• [Required task] Below this line is the material. Write out only its lines from the one containing "Reproduce this screenshot" through the one containing "const resolved = results.filter((r)", both kept, exactly.

• [Exercise data]

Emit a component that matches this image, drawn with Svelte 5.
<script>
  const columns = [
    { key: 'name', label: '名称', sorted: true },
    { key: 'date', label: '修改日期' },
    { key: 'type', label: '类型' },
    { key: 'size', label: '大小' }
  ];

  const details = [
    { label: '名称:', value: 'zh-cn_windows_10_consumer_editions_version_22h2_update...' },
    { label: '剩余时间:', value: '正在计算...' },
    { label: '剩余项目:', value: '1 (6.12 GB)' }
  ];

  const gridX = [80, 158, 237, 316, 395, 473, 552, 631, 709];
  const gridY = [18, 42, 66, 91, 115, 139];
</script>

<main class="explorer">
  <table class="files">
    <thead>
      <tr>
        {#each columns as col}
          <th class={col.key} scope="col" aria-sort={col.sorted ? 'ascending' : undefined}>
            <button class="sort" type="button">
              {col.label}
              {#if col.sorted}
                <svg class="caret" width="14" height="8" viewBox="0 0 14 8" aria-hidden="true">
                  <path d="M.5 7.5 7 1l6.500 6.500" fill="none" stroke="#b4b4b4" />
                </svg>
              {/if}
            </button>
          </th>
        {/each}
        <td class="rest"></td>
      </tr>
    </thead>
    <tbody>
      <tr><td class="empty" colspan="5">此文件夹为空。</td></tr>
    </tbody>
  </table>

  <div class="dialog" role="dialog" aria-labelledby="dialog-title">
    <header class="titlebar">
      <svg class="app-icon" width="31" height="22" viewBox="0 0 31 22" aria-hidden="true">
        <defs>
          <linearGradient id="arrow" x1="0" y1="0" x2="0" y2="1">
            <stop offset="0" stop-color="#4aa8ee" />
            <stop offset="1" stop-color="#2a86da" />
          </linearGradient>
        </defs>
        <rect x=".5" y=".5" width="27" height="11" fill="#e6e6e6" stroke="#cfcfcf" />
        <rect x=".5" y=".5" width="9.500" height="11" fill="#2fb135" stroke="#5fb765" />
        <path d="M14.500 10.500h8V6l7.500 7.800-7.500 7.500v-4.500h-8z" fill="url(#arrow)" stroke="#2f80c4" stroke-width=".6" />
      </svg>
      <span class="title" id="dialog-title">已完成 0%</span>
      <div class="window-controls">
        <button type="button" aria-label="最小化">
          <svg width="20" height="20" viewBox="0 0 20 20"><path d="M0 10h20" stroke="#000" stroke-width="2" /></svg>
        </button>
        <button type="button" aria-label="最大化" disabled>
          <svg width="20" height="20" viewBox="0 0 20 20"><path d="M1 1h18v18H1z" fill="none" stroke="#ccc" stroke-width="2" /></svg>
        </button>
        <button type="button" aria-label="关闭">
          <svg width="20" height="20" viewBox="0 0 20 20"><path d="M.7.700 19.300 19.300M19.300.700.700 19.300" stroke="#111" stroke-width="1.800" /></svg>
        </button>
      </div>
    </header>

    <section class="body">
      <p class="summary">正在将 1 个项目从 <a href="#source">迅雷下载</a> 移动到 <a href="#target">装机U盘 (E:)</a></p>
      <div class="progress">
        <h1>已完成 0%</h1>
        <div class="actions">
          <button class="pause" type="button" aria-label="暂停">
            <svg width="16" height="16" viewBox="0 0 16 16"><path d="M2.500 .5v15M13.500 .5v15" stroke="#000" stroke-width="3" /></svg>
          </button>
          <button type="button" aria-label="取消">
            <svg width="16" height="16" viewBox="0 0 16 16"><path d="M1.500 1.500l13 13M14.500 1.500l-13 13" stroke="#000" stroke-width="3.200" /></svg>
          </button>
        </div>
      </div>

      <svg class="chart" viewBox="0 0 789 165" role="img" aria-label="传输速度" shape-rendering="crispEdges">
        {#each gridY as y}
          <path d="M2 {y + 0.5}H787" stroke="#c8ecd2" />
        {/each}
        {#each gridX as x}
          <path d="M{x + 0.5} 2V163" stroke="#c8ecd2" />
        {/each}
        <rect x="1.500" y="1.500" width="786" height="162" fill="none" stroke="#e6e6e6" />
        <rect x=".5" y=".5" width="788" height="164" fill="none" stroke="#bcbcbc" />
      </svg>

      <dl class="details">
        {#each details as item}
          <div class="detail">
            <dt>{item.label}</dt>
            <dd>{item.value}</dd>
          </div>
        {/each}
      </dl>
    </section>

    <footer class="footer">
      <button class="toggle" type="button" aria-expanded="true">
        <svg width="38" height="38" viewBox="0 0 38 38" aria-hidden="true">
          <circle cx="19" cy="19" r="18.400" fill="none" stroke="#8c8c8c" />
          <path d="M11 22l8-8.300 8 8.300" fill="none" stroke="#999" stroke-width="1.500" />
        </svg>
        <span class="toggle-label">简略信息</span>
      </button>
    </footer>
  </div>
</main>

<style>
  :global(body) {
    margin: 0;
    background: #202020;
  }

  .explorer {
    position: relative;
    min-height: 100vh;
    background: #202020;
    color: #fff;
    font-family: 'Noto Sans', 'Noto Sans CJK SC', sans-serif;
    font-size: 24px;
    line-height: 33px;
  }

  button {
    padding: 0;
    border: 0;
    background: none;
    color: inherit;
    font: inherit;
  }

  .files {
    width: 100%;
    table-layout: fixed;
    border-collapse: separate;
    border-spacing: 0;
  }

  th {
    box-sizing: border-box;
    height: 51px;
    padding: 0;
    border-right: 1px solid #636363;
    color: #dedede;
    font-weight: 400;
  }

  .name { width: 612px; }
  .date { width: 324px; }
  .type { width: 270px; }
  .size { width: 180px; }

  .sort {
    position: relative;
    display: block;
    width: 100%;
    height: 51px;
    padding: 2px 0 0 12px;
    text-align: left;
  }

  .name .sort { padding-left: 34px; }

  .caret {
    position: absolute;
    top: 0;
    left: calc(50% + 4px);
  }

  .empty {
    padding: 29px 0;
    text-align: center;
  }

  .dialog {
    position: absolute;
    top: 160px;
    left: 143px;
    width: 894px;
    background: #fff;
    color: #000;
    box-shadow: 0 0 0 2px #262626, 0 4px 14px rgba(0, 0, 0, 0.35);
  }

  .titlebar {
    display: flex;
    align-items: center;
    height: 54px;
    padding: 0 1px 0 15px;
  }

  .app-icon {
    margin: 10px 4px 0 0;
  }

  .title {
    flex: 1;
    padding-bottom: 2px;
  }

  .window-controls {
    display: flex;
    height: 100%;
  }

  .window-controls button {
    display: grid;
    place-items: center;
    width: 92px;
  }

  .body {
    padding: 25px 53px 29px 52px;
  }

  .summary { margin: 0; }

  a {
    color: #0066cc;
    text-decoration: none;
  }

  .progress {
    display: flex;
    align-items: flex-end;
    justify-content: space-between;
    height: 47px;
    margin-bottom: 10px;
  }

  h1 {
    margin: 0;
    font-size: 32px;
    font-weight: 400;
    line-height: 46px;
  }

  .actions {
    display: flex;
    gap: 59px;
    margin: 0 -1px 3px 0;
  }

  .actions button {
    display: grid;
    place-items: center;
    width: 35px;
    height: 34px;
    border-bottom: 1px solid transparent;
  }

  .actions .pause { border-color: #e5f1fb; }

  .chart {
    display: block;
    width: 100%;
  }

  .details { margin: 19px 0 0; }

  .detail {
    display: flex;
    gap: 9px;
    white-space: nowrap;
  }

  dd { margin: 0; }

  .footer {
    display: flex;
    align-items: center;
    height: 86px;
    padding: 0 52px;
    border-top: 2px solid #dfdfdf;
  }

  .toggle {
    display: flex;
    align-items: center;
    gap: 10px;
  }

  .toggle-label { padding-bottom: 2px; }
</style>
* * *
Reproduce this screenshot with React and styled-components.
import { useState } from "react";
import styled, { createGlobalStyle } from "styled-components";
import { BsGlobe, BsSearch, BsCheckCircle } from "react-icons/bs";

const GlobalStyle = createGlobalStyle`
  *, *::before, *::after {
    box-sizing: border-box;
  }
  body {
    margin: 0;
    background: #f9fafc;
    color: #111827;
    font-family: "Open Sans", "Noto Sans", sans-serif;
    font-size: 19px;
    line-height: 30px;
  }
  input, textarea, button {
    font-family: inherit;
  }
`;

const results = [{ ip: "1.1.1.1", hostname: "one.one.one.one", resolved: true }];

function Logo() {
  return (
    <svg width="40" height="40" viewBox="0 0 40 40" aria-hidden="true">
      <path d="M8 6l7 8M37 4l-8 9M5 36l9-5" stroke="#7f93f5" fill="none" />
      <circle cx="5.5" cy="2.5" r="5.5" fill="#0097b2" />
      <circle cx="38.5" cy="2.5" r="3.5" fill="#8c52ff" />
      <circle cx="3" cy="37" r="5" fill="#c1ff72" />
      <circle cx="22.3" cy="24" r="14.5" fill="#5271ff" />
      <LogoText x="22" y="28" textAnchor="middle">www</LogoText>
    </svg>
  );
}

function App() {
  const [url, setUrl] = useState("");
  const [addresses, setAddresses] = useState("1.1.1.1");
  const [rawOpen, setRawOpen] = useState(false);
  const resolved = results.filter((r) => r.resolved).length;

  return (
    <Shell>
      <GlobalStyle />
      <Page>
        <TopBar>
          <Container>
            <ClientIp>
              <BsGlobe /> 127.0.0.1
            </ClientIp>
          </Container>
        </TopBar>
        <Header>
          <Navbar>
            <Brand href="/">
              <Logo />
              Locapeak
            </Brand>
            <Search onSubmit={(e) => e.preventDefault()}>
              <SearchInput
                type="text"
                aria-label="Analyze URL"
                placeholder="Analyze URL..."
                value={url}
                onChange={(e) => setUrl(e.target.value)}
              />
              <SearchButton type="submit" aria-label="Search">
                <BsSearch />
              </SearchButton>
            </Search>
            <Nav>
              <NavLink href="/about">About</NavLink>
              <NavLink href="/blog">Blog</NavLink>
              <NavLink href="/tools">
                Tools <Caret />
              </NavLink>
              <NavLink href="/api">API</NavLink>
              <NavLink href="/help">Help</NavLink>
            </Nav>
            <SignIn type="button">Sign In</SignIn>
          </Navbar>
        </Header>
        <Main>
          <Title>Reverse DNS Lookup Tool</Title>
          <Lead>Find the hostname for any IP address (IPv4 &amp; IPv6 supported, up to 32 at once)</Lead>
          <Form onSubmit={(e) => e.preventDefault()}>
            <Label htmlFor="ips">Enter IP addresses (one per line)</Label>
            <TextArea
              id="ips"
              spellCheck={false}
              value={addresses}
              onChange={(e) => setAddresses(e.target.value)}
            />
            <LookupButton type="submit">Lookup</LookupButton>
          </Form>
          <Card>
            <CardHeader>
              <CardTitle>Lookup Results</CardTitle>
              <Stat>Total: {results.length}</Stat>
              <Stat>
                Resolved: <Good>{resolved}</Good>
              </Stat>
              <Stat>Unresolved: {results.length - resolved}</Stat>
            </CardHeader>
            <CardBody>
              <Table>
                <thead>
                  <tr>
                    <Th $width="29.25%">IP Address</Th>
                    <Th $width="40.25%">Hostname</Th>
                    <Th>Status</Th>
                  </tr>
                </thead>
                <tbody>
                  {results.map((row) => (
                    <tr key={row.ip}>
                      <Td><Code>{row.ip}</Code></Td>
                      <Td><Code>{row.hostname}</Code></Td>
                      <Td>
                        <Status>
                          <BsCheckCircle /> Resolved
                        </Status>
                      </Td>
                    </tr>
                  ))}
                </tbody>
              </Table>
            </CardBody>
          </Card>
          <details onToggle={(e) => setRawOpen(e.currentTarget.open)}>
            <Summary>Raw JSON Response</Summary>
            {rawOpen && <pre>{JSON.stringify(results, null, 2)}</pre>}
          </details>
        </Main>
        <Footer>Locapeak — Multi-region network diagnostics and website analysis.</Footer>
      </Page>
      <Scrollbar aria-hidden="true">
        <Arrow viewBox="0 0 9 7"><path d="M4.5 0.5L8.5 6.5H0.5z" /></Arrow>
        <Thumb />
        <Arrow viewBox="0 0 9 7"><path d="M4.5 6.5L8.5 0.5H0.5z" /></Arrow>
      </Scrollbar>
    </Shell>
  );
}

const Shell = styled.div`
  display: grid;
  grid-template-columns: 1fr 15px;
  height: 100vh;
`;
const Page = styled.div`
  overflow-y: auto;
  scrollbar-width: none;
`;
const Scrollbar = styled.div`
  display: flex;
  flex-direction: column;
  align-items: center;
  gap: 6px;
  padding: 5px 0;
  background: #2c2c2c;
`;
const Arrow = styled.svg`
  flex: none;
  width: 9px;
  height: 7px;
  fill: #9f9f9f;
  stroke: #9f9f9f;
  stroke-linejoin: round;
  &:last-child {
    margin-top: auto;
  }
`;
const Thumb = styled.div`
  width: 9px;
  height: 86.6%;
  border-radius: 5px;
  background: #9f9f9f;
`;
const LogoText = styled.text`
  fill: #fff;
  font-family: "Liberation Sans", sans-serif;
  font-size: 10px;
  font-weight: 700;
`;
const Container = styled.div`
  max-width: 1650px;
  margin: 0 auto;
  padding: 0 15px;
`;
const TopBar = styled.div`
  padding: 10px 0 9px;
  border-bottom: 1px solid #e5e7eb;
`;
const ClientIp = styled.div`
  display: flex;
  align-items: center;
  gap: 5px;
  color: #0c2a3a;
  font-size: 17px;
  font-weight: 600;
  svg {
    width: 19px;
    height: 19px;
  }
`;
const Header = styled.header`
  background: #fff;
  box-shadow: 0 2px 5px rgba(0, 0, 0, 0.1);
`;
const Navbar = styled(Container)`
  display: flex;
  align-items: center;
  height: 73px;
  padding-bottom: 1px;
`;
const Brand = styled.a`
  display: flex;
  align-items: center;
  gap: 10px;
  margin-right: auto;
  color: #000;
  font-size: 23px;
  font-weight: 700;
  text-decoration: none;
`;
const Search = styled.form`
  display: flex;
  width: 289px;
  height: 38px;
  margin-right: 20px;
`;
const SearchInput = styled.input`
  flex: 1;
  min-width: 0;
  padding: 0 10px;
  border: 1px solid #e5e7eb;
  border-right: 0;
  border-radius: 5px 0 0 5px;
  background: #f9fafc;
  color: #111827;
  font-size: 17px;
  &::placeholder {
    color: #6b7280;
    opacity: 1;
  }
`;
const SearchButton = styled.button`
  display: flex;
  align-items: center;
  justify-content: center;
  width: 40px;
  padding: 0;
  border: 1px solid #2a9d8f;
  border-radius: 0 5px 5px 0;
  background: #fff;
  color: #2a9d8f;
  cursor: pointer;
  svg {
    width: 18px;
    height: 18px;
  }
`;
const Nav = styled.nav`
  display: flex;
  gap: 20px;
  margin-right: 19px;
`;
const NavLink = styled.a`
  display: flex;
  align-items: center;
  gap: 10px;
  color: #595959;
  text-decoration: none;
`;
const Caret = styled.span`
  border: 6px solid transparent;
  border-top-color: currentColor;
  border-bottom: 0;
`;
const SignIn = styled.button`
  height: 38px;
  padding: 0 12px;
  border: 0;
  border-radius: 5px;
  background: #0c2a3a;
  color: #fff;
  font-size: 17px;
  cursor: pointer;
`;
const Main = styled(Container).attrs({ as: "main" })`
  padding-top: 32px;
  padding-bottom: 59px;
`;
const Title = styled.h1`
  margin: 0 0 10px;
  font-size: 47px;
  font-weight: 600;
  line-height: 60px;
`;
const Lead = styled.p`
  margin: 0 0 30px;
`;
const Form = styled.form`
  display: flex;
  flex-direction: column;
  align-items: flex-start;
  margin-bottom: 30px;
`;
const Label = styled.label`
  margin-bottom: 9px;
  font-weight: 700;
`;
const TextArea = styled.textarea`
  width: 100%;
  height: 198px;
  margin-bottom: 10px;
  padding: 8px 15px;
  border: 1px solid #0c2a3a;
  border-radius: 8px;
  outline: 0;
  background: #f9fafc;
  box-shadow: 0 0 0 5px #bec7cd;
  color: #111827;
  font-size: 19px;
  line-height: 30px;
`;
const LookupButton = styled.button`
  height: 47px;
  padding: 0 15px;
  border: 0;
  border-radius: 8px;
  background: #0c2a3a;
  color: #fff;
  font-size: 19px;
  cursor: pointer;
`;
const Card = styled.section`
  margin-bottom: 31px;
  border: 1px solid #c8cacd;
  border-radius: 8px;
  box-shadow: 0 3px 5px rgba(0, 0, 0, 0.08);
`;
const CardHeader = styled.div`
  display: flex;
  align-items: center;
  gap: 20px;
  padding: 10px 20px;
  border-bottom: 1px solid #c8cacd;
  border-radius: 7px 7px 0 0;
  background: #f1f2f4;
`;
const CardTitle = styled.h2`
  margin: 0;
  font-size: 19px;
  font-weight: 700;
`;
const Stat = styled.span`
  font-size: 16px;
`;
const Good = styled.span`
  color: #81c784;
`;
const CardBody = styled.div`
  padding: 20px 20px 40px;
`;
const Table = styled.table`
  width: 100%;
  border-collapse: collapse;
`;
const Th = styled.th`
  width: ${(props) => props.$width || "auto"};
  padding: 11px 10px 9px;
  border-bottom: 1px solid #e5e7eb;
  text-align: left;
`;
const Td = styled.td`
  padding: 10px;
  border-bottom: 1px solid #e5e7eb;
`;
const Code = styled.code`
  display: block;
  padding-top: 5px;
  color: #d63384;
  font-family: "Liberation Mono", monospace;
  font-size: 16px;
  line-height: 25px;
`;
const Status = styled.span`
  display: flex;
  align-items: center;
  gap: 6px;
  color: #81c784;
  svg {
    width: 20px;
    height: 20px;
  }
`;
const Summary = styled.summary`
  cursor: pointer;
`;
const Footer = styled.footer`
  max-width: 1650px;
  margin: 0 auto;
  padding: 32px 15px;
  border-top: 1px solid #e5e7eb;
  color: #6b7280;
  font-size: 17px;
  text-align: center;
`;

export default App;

• [Answer for this exercise]
Reproduce this screenshot with React and styled-components.
import { useState } from "react";
import styled, { createGlobalStyle } from "styled-components";
import { BsGlobe, BsSearch, BsCheckCircle } from "react-icons/bs";

const GlobalStyle = createGlobalStyle`
  *, *::before, *::after {
    box-sizing: border-box;
  }
  body {
    margin: 0;
    background: #f9fafc;
    color: #111827;
    font-family: "Open Sans", "Noto Sans", sans-serif;
    font-size: 19px;
    line-height: 30px;
  }
  input, textarea, button {
    font-family: inherit;
  }
`;

const results = [{ ip: "1.1.1.1", hostname: "one.one.one.one", resolved: true }];

function Logo() {
  return (
    <svg width="40" height="40" viewBox="0 0 40 40" aria-hidden="true">
      <path d="M8 6l7 8M37 4l-8 9M5 36l9-5" stroke="#7f93f5" fill="none" />
      <circle cx="5.5" cy="2.5" r="5.5" fill="#0097b2" />
      <circle cx="38.5" cy="2.5" r="3.5" fill="#8c52ff" />
      <circle cx="3" cy="37" r="5" fill="#c1ff72" />
      <circle cx="22.3" cy="24" r="14.5" fill="#5271ff" />
      <LogoText x="22" y="28" textAnchor="middle">www</LogoText>
    </svg>
  );
}

function App() {
  const [url, setUrl] = useState("");
  const [addresses, setAddresses] = useState("1.1.1.1");
  const [rawOpen, setRawOpen] = useState(false);
  const resolved = results.filter((r) => r.resolved).length;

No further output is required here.